Defendant next contends that it is extremely prejudicial that plaintiff has waited over eight years to serve omnibus discovery demands and interrogatories. In this regard, counsel for defendant has submitted an affidavit indicating that she is unable to respond to the demands because she is unaware of her client's whereabouts. Counsel for defendant states as follows:

"My firm has attempted on at least two occasions to contact our client, the latest being in February 2012, to no avail. While my client used to live in Michigan, I verily believe that she has now moved from that location. I do not know where my client presently resides."

Under the circumstances, it is clear that defendant has certainly been prejudiced as a result of plaintiff's delay in serving omnibus discovery demands and interrogatories. Indeed, plaintiff has provided no excuse whatsoever for the delay. While Gilson's health and subsequent death perhaps provided one stumbling block, it certainly does not excuse eight years of failing to serve discovery demands — especially considering that Gilson has not even appeared. Had these demands been served in 2010 immediately following joinder of issue, defendant would presumably have had access to all of the necessary financial documents and been able to respond.

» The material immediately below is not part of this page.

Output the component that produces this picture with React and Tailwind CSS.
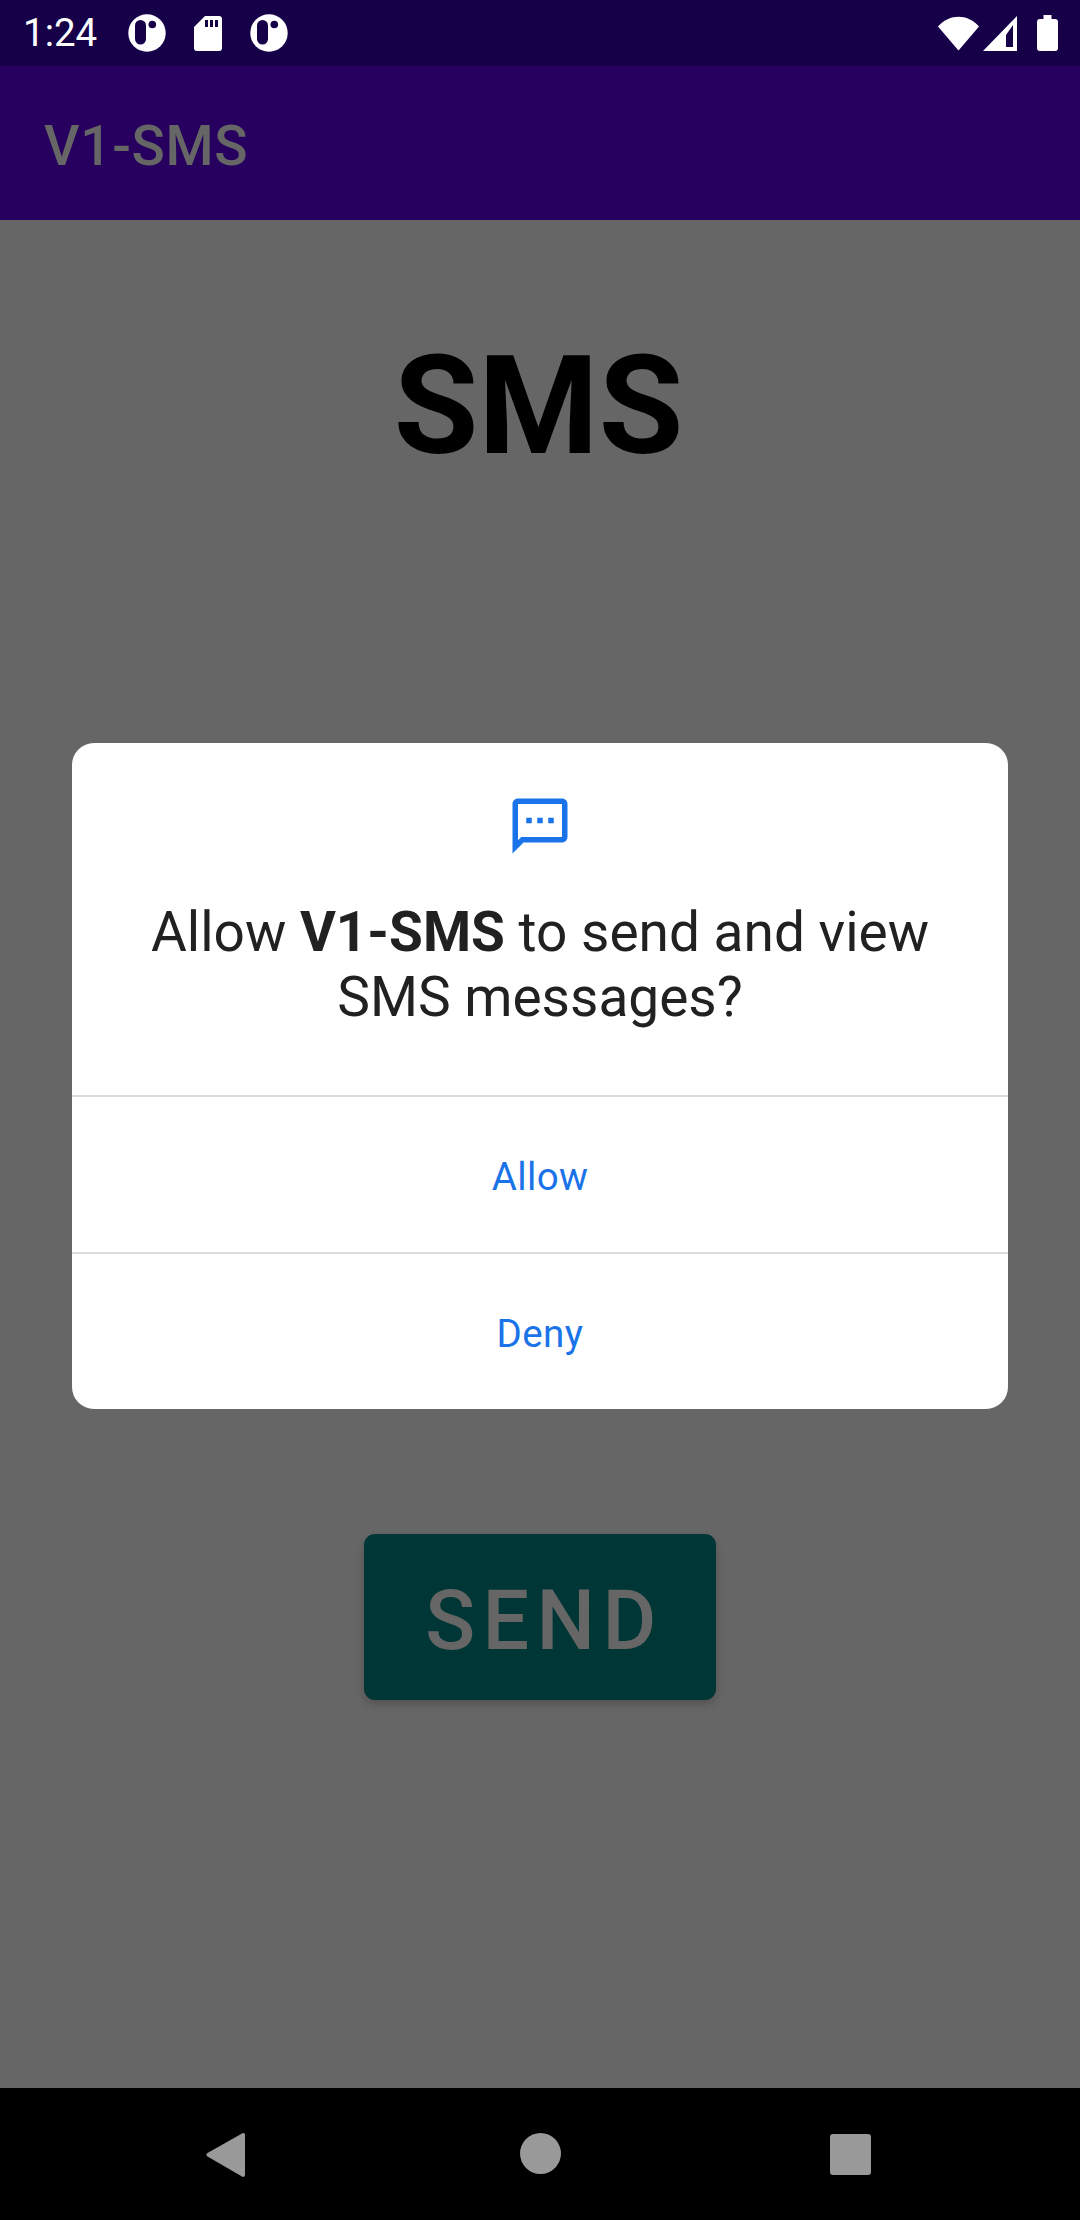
import React from "react";

const font = { fontFamily: "Roboto, sans-serif" };

function DotIcon() {
  return (
    <svg width="38" height="38" viewBox="0 0 38 38" className="block">
      <circle cx="19" cy="19" r="18.7" fill="#fff" />
      <rect x="7" y="6" width="11" height="24.5" rx="5.5" fill="#160048" />
      <circle cx="24.3" cy="10.5" r="3.8" fill="#160048" />
    </svg>
  );
}

function SdIcon() {
  return (
    <svg width="28" height="35" viewBox="0 0 28 35" className="block">
      <path d="M11 0H25a3 3 0 0 1 3 3V32a3 3 0 0 1-3 3H3a3 3 0 0 1-3-3V11Z" fill="#fff" />
      <rect x="11" y="4" width="3" height="7" fill="#160048" />
      <rect x="16" y="4" width="3" height="7" fill="#160048" />
      <rect x="21" y="4" width="3" height="7" fill="#160048" />
    </svg>
  );
}

function WifiIcon() {
  return (
    <svg width="41" height="35" viewBox="0 0 41 35" className="block">
      <path d="M0 10.5C11.5 -2.5 29.5 -2.5 41 10.5L20.5 34.5Z" fill="#fff" />
    </svg>
  );
}

function SignalIcon() {
  return (
    <svg width="34" height="35" viewBox="0 0 34 35" className="block">
      <path fillRule="evenodd" d="M34 0V35H0ZM30 9L23 19V31H30Z" fill="#fff" />
    </svg>
  );
}

function BatteryIcon() {
  return (
    <svg width="21" height="36" viewBox="0 0 21 36" className="block">
      <path d="M6.5 0H14.5V4H18a3 3 0 0 1 3 3V33a3 3 0 0 1-3 3H3a3 3 0 0 1-3-3V7a3 3 0 0 1 3-3H6.5Z" fill="#fff" />
    </svg>
  );
}

function MessageIcon() {
  return (
    <svg width="66" height="66" viewBox="0 0 24 24" className="block">
      <path
        d="M20 2H4c-1.1 0-2 .9-2 2v18l4-4h14c1.1 0 2-.9 2-2V4c0-1.1-.9-2-2-2zm0 14H5.2L4 17.2V4h16v12zM7 9h2v2H7zm4 0h2v2h-2zm4 0h2v2h-2z"
        fill="#1a73e8"
      />
    </svg>
  );
}

export default function App() {
  return (
    <div className="relative flex h-[2220px] w-[1080px] flex-col overflow-hidden bg-[#666666]" style={font}>
      <div className="flex h-[66px] items-center justify-between bg-[#160048] pl-[23px] pr-[22px]">
        <div className="flex items-center">
          <span className="text-[38.5px] leading-none text-white">1:24</span>
          <div className="ml-[31px] flex items-center gap-[28px]">
            <DotIcon />
            <SdIcon />
            <DotIcon />
          </div>
        </div>
        <div className="flex items-center">
          <WifiIcon />
          <div className="ml-[4px]"><SignalIcon /></div>
          <div className="ml-[20px]"><BatteryIcon /></div>
        </div>
      </div>

      <div className="flex h-[154px] items-center bg-[#27005f] pl-[44px] pt-[6px]">
        <span className="text-[55px] font-medium leading-none tracking-[0.69px] text-[#666666]">V1-SMS</span>
      </div>

      <main className="flex flex-1 flex-col items-center">
        <h1 className="mt-[105px] pr-[3px] text-[137.5px] font-bold leading-[162px] text-black">SMS</h1>
        <button className="mt-[1047px] flex h-[166px] w-[352px] items-center justify-center rounded-[11px] bg-[#003636] pl-[9px] pt-[8px] text-[82.5px] font-medium leading-none tracking-[7.4px] text-[#666666] shadow-[0_4px_8px_rgba(0,0,0,0.2)]">
          SEND
        </button>
      </main>

      <div className="flex h-[132px] items-center bg-black">
        <div className="relative h-full w-full">
          <svg width="40" height="46" viewBox="0 0 40 46" className="absolute left-[206px] top-[44px]">
            <path d="M36 1.5C37.5 .5 39 1.5 39 3V43C39 44.5 37.5 45.5 36 44.5L1.5 24.5C0 23.5 0 22 1.5 21Z" fill="#999999" />
          </svg>
          <div className="absolute left-[520px] top-[45px] h-[41px] w-[41px] rounded-full bg-[#999999]" />
          <div className="absolute left-[830px] top-[46px] h-[41px] w-[41px] rounded-[3px] bg-[#999999]" />
        </div>
      </div>

      <div className="absolute left-[72px] top-[743px] w-[936px] overflow-hidden rounded-[22px] bg-white">
        <div className="flex h-[354px] flex-col items-center border-b-2 border-[#dcdcdc] pt-[50px]">
          <MessageIcon />
          <p className="mt-[41px] w-[800px] text-center text-[55px] leading-[65px] text-[#212121]">
            Allow <b className="font-bold">V1-SMS</b> to send and view SMS messages?
          </p>
        </div>
        <div className="flex h-[157px] items-center justify-center border-b-2 border-[#dcdcdc] pt-[4px] text-[38.5px] tracking-[0.4px] text-[#1a73e8]">
          Allow
        </div>
        <div className="flex h-[155px] items-center justify-center pt-[4px] text-[38.5px] tracking-[0.4px] text-[#1a73e8]">Deny</div>
      </div>
    </div>
  );
}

Based upon the foregoing plaintiff's motion to compel is denied in its entirety (cf. Remark Elec. Corp. v Manshul Constr. Corp., 242 AD2d 694, 695 [1997]).

In moving forward counsel are directed to prepare a proposed Preliminary Conference [*3]Stipulation and Order within ten days of service of this Decision and Order with an end date for all disclosure of May 1, 2019. While plaintiff has failed to serve its discovery demands in a timely fashion, defendant has not made a motion to dismiss the action and, as such, plaintiff is still entitled to responses.[FN1]

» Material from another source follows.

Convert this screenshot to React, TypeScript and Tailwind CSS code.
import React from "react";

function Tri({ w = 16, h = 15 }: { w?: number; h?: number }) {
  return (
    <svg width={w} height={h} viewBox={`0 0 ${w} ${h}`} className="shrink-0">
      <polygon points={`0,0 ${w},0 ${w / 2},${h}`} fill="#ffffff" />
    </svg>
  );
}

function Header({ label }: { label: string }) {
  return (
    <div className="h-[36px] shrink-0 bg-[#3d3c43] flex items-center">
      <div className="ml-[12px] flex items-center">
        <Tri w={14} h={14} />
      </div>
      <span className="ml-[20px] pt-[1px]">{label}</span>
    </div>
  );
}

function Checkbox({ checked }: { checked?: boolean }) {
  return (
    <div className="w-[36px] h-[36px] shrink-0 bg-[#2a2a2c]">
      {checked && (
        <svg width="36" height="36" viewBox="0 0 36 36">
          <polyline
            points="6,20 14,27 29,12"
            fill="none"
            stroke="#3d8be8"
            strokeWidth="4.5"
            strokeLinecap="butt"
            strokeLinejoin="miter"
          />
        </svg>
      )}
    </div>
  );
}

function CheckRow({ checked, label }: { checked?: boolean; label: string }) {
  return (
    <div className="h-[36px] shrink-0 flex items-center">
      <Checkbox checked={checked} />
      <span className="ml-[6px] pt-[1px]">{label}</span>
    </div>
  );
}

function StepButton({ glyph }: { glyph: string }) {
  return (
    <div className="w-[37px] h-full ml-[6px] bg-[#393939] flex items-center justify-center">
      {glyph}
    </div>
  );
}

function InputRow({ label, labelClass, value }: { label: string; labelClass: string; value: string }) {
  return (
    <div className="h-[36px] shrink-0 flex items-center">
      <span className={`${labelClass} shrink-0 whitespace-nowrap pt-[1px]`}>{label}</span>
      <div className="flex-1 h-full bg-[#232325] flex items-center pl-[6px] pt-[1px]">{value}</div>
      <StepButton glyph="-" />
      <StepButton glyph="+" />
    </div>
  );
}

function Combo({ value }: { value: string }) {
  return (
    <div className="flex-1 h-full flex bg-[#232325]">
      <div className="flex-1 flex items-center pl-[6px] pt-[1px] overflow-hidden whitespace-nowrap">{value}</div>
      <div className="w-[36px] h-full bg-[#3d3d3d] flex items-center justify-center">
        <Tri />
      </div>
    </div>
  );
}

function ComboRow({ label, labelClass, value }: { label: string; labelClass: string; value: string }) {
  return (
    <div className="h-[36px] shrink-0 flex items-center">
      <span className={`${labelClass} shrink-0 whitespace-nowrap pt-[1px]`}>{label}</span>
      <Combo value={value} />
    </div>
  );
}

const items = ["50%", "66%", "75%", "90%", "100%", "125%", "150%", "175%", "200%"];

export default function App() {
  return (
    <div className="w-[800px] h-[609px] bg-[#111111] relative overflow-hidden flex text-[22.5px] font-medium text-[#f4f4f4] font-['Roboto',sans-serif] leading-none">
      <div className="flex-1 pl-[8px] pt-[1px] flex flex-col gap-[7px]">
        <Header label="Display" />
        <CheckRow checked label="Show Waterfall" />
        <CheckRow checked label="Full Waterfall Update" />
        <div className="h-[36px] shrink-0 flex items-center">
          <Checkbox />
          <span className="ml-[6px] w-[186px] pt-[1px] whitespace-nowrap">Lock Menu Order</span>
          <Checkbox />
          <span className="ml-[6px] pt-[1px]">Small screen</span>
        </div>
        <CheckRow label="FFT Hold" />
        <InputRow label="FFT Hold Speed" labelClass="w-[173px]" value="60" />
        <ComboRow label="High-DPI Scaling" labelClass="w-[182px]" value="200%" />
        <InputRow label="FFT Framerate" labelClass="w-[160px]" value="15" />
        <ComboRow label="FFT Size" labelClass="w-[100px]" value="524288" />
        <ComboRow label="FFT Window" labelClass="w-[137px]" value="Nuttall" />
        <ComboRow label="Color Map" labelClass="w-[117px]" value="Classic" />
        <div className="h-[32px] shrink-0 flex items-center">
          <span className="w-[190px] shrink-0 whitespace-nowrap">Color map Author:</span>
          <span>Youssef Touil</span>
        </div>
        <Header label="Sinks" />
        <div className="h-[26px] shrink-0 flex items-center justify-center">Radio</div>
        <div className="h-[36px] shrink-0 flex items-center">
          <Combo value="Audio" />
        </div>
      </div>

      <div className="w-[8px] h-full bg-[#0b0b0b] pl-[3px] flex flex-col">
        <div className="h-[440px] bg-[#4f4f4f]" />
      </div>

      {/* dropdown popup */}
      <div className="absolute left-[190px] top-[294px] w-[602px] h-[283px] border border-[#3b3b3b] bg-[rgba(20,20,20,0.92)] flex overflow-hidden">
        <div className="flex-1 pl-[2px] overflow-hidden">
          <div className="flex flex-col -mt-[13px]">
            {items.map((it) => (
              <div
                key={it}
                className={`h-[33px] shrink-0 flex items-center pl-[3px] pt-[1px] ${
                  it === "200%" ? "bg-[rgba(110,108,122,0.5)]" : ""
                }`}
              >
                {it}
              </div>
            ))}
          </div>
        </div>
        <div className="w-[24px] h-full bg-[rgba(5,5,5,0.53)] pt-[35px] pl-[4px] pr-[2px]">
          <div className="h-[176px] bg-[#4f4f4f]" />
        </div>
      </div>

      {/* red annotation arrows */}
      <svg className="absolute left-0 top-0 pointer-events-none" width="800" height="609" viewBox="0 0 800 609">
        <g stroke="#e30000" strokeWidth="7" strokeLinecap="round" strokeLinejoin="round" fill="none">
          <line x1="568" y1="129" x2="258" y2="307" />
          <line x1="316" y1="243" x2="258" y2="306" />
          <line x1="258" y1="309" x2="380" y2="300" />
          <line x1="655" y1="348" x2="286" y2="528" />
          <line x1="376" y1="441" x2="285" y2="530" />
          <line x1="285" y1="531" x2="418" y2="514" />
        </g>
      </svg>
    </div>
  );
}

Therefore, having considered the Affidavit of Thomas G. Clements, Esq., sworn to May 7, 2018, together with Exhibits "1" through "5", the opposing Affidavit of Paula N. Berube, Esq. sworn to May 15, 2018 together with exhibits "A" and "B" and oral argument having been heard on November 5, 2018 relative to the motion, it is hereby

ORDERED that the motion to compel is denied, and it is further

ORDERED that counsel shall jointly submitted a proposed scheduling order with an end date for all disclosure of May 1, 2019 within ten (10) days of service of this Decision and Order, and it is further

ORDERED that any relief not specifically addressed herein has nonetheless been considered and is denied.

The above constitutes the Decision and Order of this Court.

The original of this Decision and Order has been filed by the Court together with the Notice of Motion dated May 7, 2018. Counsel for the defendant Michelle Hill is hereby directed to promptly obtain a filed copy of the Decision and Order for service with notice of entry upon the other parties in accordance with CPLR 5513.



Dated: November 7, 2018

Lake George, New York

____________________________________

ROBERT J. MULLER, J.S.C. Footnotes

Footnote 1:It should be noted that although Uniform Rules of Trial Courts (22 NYCRR) § 202.8 (f) requires the scheduling of a preliminary conference in any case where a motion to compel is made and such a conference has not yet been held, the Court refrained from utilizing the rule in this case, however, as it further requires the Court to decide any issues that were raised in the motion and not resolved at the conference. It is this Court's assessment that a conference would not have resolved the issues raised in the instant motion.